## What to do
Reproduce the lines of the material exactly, excluding every image.
* start Data provided *
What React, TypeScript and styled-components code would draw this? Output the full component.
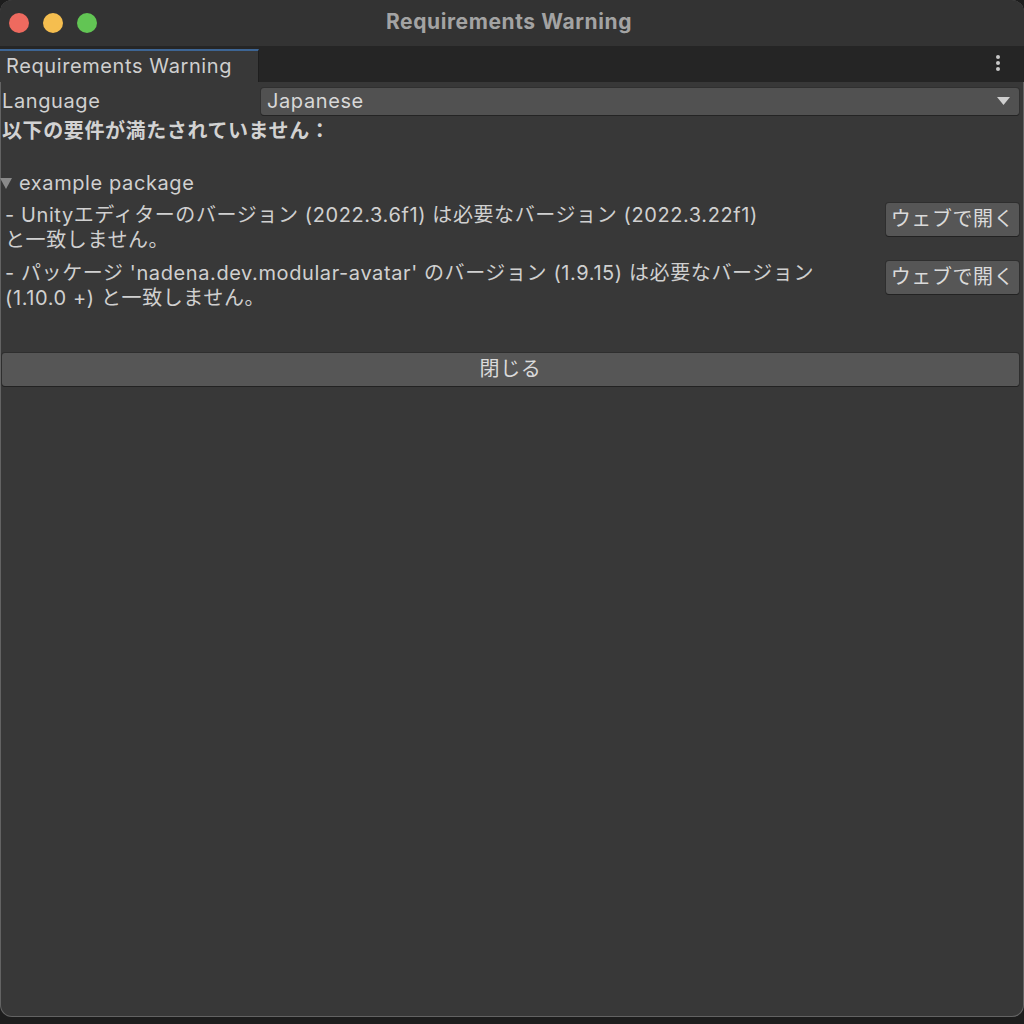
import React from "react";
import styled, { createGlobalStyle } from "styled-components";

const Global = createGlobalStyle`
  html, body { margin: 0; padding: 0; background: #1d1d1d; }
  body { font-family: Inter, "Noto Sans CJK JP", sans-serif; letter-spacing: 0.6px; }
  * { box-sizing: border-box; }
`;

const Window = styled.div`
  width: 1024px;
  height: 1017px;
  background: #383838;
  border-radius: 12px;
  overflow: hidden;
  display: flex;
  flex-direction: column;
  box-shadow: inset 0 0 0 1px rgba(255, 255, 255, 0.22);
  position: relative;
`;

const TitleBar = styled.div`
  height: 46px;
  flex: 0 0 46px;
  background: #333333;
  display: flex;
  align-items: center;
  padding-left: 9px;
  position: relative;
`;

const Lights = styled.div`
  display: flex;
  gap: 14px;
`;

const Light = styled.span<{ $c: string }>`
  width: 20px;
  height: 20px;
  border-radius: 50%;
  background: ${(p) => p.$c};
`;

const Title = styled.div`
  position: absolute;
  left: 0;
  right: 0;
  top: 0;
  height: 46px;
  line-height: 43px;
  text-align: center;
  padding-right: 6px;
  font-weight: 700;
  font-size: 21px;
  letter-spacing: 0.6px;
  color: #a3a3a3;
  pointer-events: none;
`;

const TabBar = styled.div`
  height: 36px;
  flex: 0 0 36px;
  background: #252525;
  display: flex;
  align-items: flex-end;
  justify-content: space-between;
`;

const Tab = styled.div`
  width: 259px;
  height: 33px;
  background: #383838;
  border-top: 2px solid #3d6594;
  border-right: 1px solid #1e1e1e;
  color: #cfcfcf;
  font-size: 20px;
  line-height: 30px;
  padding-left: 6px;
  white-space: nowrap;
`;

const Kebab = styled.div`
  width: 52px;
  height: 36px;
  display: flex;
  flex-direction: column;
  align-items: center;
  justify-content: center;
  gap: 2px;
  padding-bottom: 2px;
  align-self: stretch;
  span {
    width: 4px;
    height: 4px;
    border-radius: 50%;
    background: #c8c8c8;
  }
`;

const Content = styled.div`
  display: flex;
  flex-direction: column;
  padding: 4px 5px 0 2px;
  color: #d0d0d0;
  font-size: 20px;
`;

const LangRow = styled.div`
  display: flex;
  align-items: center;
  height: 29px;
`;

const LangLabel = styled.div`
  width: 259px;
  flex: 0 0 259px;
  line-height: 28px;
`;

const Dropdown = styled.div`
  flex: 1;
  height: 27px;
  margin-top: 1px;
  background: #515151;
  border-radius: 3px;
  box-shadow: 0 1px 0 #242424, 0 0 0 1px #303030;
  display: flex;
  align-items: center;
  justify-content: space-between;
  padding: 0 9px 0 6px;
  color: #d8d8d8;
  line-height: 27px;
`;

const Arrow = styled.svg`
  width: 13px;
  height: 8px;
  display: block;
`;

const Heading = styled.div`
  font-weight: 700;
  line-height: 26px;
  margin-top: 3px;
  color: #d2d2d2;
`;

const Blank = styled.div`
  height: 26px;
`;

const Foldout = styled.div`
  display: flex;
  align-items: center;
  line-height: 26px;
  margin-left: -2px;
  gap: 7px;
`;

const Items = styled.div`
  display: flex;
  flex-direction: column;
  gap: 8px;
  margin-top: 7px;
`;

const Item = styled.div`
  display: flex;
  align-items: flex-start;
  justify-content: space-between;
`;

const ItemText = styled.div`
  padding-left: 3px;
  line-height: 25px;
  width: 870px;
`;

const Button = styled.button<{ $wide?: boolean }>`
  font-family: inherit;
  font-size: 20px;
  letter-spacing: 0.6px;
  color: #dadada;
  background: #565656;
  border: none;
  border-radius: 3px;
  box-shadow: 0 1px 0 #222222, 0 0 0 1px #2e2e2e;
  height: 33px;
  line-height: 33px;
  padding: 0;
  width: ${(p) => (p.$wide ? "100%" : "133px")};
  flex: 0 0 auto;
  text-align: center;
`;

const CloseWrap = styled.div`
  margin-top: 42px;
  display: flex;
`;

export default function App() {
  return (
    <>
      <Global />
      <Window>
        <TitleBar>
          <Lights>
            <Light $c="#ee6a5f" />
            <Light $c="#f5be4f" />
            <Light $c="#62c554" />
          </Lights>
          <Title>Requirements Warning</Title>
        </TitleBar>
        <TabBar>
          <Tab>Requirements Warning</Tab>
          <Kebab>
            <span />
            <span />
            <span />
          </Kebab>
        </TabBar>
        <Content>
          <LangRow>
            <LangLabel>Language</LangLabel>
            <Dropdown>
              <span>Japanese</span>
              <Arrow viewBox="0 0 13 8">
                <polygon points="0,0 13,0 6.5,8" fill="#cfcfcf" />
              </Arrow>
            </Dropdown>
          </LangRow>
          <Heading>以下の要件が満たされていません：</Heading>
          <Blank />
          <Foldout>
            <svg width="12" height="11" viewBox="0 0 12 11">
              <polygon points="0,0 12,0 6,11" fill="#8a8a8a" />
            </svg>
            <span>example package</span>
          </Foldout>
          <Items>
            <Item>
              <ItemText>
                - Unityエディターのバージョン (2022.3.6f1) は必要なバージョン (2022.3.22f1)
                <br />
                と一致しません。
              </ItemText>
              <Button>ウェブで開く</Button>
            </Item>
            <Item>
              <ItemText>
                - パッケージ 'nadena.dev.modular-avatar' のバージョン (1.9.15) は必要なバージョン
                <br />
                (1.10.0 +) と一致しません。
              </ItemText>
              <Button>ウェブで開く</Button>
            </Item>
          </Items>
          <CloseWrap>
            <Button $wide>閉じる</Button>
          </CloseWrap>
        </Content>
      </Window>
    </>
  );
}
* end Data provided *
## Expected answer
What React, TypeScript and styled-components code would draw this? Output the full component.
import React from "react";
import styled, { createGlobalStyle } from "styled-components";

const Global = createGlobalStyle`
  html, body { margin: 0; padding: 0; background: #1d1d1d; }
  body { font-family: Inter, "Noto Sans CJK JP", sans-serif; letter-spacing: 0.6px; }
  * { box-sizing: border-box; }
`;

const Window = styled.div`
  width: 1024px;
  height: 1017px;
  background: #383838;
  border-radius: 12px;
  overflow: hidden;
  display: flex;
  flex-direction: column;
  box-shadow: inset 0 0 0 1px rgba(255, 255, 255, 0.22);
  position: relative;
`;

const TitleBar = styled.div`
  height: 46px;
  flex: 0 0 46px;
  background: #333333;
  display: flex;
  align-items: center;
  padding-left: 9px;
  position: relative;
`;

const Lights = styled.div`
  display: flex;
  gap: 14px;
`;

const Light = styled.span<{ $c: string }>`
  width: 20px;
  height: 20px;
  border-radius: 50%;
  background: ${(p) => p.$c};
`;

const Title = styled.div`
  position: absolute;
  left: 0;
  right: 0;
  top: 0;
  height: 46px;
  line-height: 43px;
  text-align: center;
  padding-right: 6px;
  font-weight: 700;
  font-size: 21px;
  letter-spacing: 0.6px;
  color: #a3a3a3;
  pointer-events: none;
`;

const TabBar = styled.div`
  height: 36px;
  flex: 0 0 36px;
  background: #252525;
  display: flex;
  align-items: flex-end;
  justify-content: space-between;
`;

const Tab = styled.div`
  width: 259px;
  height: 33px;
  background: #383838;
  border-top: 2px solid #3d6594;
  border-right: 1px solid #1e1e1e;
  color: #cfcfcf;
  font-size: 20px;
  line-height: 30px;
  padding-left: 6px;
  white-space: nowrap;
`;

const Kebab = styled.div`
  width: 52px;
  height: 36px;
  display: flex;
  flex-direction: column;
  align-items: center;
  justify-content: center;
  gap: 2px;
  padding-bottom: 2px;
  align-self: stretch;
  span {
    width: 4px;
    height: 4px;
    border-radius: 50%;
    background: #c8c8c8;
  }
`;

const Content = styled.div`
  display: flex;
  flex-direction: column;
  padding: 4px 5px 0 2px;
  color: #d0d0d0;
  font-size: 20px;
`;

const LangRow = styled.div`
  display: flex;
  align-items: center;
  height: 29px;
`;

const LangLabel = styled.div`
  width: 259px;
  flex: 0 0 259px;
  line-height: 28px;
`;

const Dropdown = styled.div`
  flex: 1;
  height: 27px;
  margin-top: 1px;
  background: #515151;
  border-radius: 3px;
  box-shadow: 0 1px 0 #242424, 0 0 0 1px #303030;
  display: flex;
  align-items: center;
  justify-content: space-between;
  padding: 0 9px 0 6px;
  color: #d8d8d8;
  line-height: 27px;
`;

const Arrow = styled.svg`
  width: 13px;
  height: 8px;
  display: block;
`;

const Heading = styled.div`
  font-weight: 700;
  line-height: 26px;
  margin-top: 3px;
  color: #d2d2d2;
`;

const Blank = styled.div`
  height: 26px;
`;

const Foldout = styled.div`
  display: flex;
  align-items: center;
  line-height: 26px;
  margin-left: -2px;
  gap: 7px;
`;

const Items = styled.div`
  display: flex;
  flex-direction: column;
  gap: 8px;
  margin-top: 7px;
`;

const Item = styled.div`
  display: flex;
  align-items: flex-start;
  justify-content: space-between;
`;

const ItemText = styled.div`
  padding-left: 3px;
  line-height: 25px;
  width: 870px;
`;

const Button = styled.button<{ $wide?: boolean }>`
  font-family: inherit;
  font-size: 20px;
  letter-spacing: 0.6px;
  color: #dadada;
  background: #565656;
  border: none;
  border-radius: 3px;
  box-shadow: 0 1px 0 #222222, 0 0 0 1px #2e2e2e;
  height: 33px;
  line-height: 33px;
  padding: 0;
  width: ${(p) => (p.$wide ? "100%" : "133px")};
  flex: 0 0 auto;
  text-align: center;
`;

const CloseWrap = styled.div`
  margin-top: 42px;
  display: flex;
`;

export default function App() {
  return (
    <>
      <Global />
      <Window>
        <TitleBar>
          <Lights>
            <Light $c="#ee6a5f" />
            <Light $c="#f5be4f" />
            <Light $c="#62c554" />
          </Lights>
          <Title>Requirements Warning</Title>
        </TitleBar>
        <TabBar>
          <Tab>Requirements Warning</Tab>
          <Kebab>
            <span />
            <span />
            <span />
          </Kebab>
        </TabBar>
        <Content>
          <LangRow>
            <LangLabel>Language</LangLabel>
            <Dropdown>
              <span>Japanese</span>
              <Arrow viewBox="0 0 13 8">
                <polygon points="0,0 13,0 6.5,8" fill="#cfcfcf" />
              </Arrow>
            </Dropdown>
          </LangRow>
          <Heading>以下の要件が満たされていません：</Heading>
          <Blank />
          <Foldout>
            <svg width="12" height="11" viewBox="0 0 12 11">
              <polygon points="0,0 12,0 6,11" fill="#8a8a8a" />
            </svg>
            <span>example package</span>
          </Foldout>
          <Items>
            <Item>
              <ItemText>
                - Unityエディターのバージョン (2022.3.6f1) は必要なバージョン (2022.3.22f1)
                <br />
                と一致しません。
              </ItemText>
              <Button>ウェブで開く</Button>
            </Item>
            <Item>
              <ItemText>
                - パッケージ 'nadena.dev.modular-avatar' のバージョン (1.9.15) は必要なバージョン
                <br />
                (1.10.0 +) と一致しません。
              </ItemText>
              <Button>ウェブで開く</Button>
            </Item>
          </Items>
          <CloseWrap>
            <Button $wide>閉じる</Button>
          </CloseWrap>
        </Content>
      </Window>
    </>
  );
}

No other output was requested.